begin Data extract

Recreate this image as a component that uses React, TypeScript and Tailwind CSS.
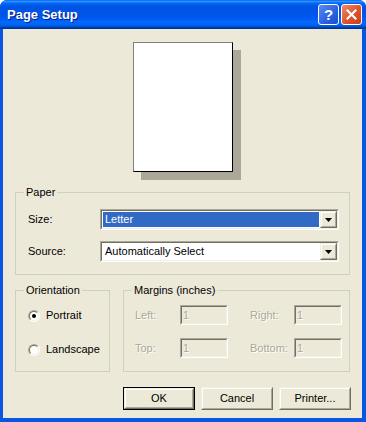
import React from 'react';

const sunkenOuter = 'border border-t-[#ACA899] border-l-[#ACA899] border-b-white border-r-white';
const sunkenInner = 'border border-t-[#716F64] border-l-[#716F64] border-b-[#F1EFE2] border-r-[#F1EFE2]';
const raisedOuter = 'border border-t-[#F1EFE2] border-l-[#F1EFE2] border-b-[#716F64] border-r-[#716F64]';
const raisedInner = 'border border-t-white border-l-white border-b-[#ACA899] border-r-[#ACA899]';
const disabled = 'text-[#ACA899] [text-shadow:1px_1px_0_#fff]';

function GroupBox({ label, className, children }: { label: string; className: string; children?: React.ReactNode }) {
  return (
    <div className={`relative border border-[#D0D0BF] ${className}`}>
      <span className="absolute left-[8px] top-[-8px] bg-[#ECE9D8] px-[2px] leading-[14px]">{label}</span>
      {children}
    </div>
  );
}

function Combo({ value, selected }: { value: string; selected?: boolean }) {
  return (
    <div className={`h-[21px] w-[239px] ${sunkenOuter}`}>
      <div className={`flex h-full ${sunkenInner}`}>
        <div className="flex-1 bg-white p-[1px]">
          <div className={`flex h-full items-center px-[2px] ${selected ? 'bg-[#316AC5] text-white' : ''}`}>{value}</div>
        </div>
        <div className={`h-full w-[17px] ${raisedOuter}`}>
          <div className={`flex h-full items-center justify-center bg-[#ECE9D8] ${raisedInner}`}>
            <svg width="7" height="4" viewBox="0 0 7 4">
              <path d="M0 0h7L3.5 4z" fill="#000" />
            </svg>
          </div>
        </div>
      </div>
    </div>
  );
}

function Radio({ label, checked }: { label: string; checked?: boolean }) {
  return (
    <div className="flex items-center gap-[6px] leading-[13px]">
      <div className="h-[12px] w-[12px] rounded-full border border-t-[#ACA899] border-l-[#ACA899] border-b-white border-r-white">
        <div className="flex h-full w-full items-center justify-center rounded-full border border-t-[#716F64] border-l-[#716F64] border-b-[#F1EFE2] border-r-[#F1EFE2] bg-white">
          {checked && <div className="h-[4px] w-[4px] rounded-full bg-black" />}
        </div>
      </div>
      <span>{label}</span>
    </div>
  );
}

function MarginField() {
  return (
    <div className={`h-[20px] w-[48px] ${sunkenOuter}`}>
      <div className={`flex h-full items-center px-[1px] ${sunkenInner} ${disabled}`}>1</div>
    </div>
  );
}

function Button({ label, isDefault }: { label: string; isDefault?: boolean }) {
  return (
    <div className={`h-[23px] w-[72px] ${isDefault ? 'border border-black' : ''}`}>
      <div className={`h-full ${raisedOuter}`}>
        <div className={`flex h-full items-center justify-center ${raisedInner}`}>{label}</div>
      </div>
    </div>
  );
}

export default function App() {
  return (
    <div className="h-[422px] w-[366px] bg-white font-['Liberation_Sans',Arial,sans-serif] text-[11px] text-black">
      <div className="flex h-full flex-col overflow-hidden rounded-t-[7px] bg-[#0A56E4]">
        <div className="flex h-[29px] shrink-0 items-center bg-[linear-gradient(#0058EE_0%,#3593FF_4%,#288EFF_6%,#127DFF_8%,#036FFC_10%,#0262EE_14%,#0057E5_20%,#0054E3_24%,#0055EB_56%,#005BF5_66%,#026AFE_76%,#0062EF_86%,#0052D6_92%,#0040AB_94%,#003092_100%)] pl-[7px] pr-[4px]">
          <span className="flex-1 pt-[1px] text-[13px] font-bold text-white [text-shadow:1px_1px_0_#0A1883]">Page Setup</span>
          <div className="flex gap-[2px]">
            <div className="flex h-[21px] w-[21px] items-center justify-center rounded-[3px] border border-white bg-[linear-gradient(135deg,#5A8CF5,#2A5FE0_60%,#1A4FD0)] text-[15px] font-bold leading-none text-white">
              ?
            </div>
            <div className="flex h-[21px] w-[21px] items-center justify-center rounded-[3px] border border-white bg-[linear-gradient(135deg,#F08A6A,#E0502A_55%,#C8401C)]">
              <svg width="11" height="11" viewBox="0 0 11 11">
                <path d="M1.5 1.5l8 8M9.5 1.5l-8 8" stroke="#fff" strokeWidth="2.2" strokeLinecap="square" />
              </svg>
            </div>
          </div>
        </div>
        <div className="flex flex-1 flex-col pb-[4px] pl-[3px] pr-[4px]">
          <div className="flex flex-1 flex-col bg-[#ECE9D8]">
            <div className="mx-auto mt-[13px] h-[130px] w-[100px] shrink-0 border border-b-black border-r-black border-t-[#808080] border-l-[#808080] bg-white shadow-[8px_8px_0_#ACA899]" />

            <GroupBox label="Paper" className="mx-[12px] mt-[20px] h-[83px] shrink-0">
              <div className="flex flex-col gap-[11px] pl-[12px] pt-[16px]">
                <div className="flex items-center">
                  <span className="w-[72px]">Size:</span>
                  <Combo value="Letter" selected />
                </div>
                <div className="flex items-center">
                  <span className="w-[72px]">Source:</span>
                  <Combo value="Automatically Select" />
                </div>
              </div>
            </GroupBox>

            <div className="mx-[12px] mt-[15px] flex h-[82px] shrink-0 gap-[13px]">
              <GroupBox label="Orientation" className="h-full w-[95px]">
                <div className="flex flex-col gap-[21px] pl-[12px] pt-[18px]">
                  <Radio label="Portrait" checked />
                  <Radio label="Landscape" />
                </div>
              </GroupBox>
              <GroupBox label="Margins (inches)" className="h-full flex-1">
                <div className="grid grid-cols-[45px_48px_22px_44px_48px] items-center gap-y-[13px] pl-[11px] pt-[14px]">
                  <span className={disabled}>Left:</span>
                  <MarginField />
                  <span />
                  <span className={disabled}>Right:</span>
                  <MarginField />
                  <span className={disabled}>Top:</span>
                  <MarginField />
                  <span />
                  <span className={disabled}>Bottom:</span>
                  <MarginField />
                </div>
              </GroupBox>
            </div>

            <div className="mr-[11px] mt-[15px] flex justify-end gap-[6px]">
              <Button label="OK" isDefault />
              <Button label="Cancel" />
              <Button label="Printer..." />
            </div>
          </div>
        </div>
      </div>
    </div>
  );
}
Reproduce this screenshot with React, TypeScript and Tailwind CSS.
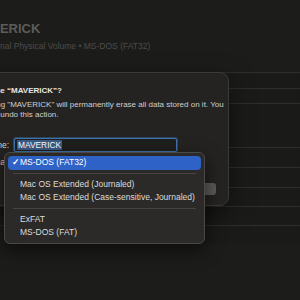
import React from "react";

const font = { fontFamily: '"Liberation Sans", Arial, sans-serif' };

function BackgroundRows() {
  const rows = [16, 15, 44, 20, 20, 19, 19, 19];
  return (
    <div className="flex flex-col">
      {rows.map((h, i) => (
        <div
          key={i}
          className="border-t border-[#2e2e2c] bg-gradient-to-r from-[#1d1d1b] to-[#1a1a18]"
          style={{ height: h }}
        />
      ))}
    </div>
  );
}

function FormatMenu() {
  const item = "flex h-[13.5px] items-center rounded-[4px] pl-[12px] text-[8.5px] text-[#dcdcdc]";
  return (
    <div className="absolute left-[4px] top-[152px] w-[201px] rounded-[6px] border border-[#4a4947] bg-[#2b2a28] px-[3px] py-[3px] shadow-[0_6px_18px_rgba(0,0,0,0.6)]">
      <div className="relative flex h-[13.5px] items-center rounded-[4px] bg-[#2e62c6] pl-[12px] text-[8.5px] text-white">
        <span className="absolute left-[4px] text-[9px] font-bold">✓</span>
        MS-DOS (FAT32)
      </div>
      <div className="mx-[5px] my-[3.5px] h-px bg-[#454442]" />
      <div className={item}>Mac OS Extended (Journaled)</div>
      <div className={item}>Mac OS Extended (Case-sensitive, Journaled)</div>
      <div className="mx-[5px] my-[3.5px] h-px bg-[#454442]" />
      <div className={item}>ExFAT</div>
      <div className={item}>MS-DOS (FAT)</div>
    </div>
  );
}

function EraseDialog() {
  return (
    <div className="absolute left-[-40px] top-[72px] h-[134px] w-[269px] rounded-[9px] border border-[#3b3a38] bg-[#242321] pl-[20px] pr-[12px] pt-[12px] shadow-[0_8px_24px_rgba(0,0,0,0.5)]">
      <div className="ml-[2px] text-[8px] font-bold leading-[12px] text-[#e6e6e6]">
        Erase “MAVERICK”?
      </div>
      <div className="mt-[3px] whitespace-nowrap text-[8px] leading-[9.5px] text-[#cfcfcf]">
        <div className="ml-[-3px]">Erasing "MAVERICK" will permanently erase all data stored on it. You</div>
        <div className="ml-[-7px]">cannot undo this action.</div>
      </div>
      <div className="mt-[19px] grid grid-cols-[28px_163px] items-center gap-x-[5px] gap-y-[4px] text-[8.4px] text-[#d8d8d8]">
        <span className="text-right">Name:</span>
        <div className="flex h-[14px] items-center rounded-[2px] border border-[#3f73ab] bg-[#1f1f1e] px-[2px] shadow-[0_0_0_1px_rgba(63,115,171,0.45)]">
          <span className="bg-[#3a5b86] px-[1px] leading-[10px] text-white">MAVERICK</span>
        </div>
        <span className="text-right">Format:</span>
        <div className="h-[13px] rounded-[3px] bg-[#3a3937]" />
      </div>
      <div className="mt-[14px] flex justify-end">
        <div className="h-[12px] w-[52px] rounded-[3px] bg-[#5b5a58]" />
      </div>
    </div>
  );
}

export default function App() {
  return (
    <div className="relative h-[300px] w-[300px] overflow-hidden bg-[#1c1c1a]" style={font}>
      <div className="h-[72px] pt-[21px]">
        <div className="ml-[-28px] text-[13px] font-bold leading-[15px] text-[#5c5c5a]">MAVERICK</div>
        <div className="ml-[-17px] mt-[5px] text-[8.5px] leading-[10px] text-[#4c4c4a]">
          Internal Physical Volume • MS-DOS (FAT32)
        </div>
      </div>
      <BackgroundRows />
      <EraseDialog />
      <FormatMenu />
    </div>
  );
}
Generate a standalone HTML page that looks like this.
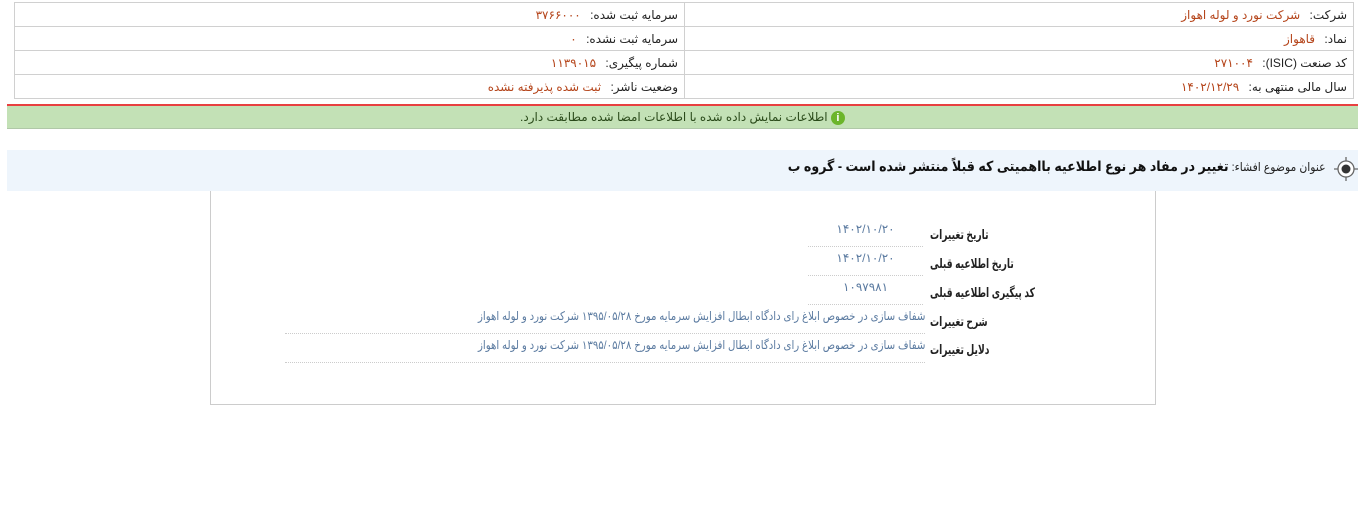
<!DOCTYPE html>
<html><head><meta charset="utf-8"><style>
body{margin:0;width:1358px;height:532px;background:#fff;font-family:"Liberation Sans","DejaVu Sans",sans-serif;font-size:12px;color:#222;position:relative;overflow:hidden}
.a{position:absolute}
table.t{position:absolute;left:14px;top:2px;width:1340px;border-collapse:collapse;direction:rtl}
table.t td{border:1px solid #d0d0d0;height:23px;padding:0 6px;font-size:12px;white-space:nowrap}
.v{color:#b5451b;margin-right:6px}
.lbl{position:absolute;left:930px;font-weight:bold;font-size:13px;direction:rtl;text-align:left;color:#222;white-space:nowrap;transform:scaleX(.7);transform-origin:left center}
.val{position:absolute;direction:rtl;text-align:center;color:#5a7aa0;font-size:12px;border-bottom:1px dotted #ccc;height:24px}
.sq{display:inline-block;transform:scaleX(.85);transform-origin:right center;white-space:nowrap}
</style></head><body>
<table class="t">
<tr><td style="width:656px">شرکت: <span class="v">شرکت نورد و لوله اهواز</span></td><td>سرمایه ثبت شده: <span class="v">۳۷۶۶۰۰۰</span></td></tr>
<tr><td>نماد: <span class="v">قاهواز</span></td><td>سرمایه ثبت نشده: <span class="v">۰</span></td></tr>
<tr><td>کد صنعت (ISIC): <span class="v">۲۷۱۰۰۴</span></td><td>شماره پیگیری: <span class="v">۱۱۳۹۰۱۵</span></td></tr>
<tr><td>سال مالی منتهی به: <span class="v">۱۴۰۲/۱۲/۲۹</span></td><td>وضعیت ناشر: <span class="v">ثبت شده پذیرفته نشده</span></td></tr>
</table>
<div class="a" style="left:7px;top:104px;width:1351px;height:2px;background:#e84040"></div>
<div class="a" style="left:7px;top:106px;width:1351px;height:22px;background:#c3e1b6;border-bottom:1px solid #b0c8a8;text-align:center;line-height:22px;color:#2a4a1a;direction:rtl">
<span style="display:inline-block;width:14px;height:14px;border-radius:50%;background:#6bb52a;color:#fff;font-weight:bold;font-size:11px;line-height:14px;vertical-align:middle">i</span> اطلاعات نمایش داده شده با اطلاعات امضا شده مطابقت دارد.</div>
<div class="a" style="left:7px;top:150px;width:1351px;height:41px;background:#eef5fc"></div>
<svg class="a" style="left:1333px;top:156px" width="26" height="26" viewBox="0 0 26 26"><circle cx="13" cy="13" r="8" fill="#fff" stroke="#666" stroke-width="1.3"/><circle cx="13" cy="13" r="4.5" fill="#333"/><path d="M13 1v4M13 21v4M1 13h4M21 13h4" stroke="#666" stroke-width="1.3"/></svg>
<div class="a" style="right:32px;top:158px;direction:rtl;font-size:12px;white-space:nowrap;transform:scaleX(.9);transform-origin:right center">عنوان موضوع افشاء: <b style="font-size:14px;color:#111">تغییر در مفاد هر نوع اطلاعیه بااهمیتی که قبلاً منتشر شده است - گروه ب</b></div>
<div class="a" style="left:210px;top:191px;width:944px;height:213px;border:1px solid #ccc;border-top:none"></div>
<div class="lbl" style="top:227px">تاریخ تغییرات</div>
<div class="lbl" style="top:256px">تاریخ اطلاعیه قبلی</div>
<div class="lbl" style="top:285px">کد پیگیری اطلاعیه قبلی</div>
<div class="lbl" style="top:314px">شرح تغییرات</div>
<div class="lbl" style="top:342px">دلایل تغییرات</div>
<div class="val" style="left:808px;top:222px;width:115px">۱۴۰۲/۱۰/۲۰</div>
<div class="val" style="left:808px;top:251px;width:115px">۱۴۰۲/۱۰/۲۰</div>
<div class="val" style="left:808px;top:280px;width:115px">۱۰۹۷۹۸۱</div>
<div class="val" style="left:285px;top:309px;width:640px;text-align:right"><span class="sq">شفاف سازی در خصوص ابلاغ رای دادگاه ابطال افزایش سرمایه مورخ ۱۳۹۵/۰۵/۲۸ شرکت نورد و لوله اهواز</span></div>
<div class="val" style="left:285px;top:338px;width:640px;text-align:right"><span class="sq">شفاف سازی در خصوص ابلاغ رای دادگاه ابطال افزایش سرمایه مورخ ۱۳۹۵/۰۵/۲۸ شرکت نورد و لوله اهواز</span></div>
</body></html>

end Data extract

> [Exercise objective] Output exactly the span of lines from the top of the listing through the line holding "const disabled = 'text-[#ACA899]", and leave every picture out.

> [Result for this task]
Recreate this image as a component that uses React, TypeScript and Tailwind CSS.
import React from 'react';

const sunkenOuter = 'border border-t-[#ACA899] border-l-[#ACA899] border-b-white border-r-white';
const sunkenInner = 'border border-t-[#716F64] border-l-[#716F64] border-b-[#F1EFE2] border-r-[#F1EFE2]';
const raisedOuter = 'border border-t-[#F1EFE2] border-l-[#F1EFE2] border-b-[#716F64] border-r-[#716F64]';
const raisedInner = 'border border-t-white border-l-white border-b-[#ACA899] border-r-[#ACA899]';
const disabled = 'text-[#ACA899] [text-shadow:1px_1px_0_#fff]';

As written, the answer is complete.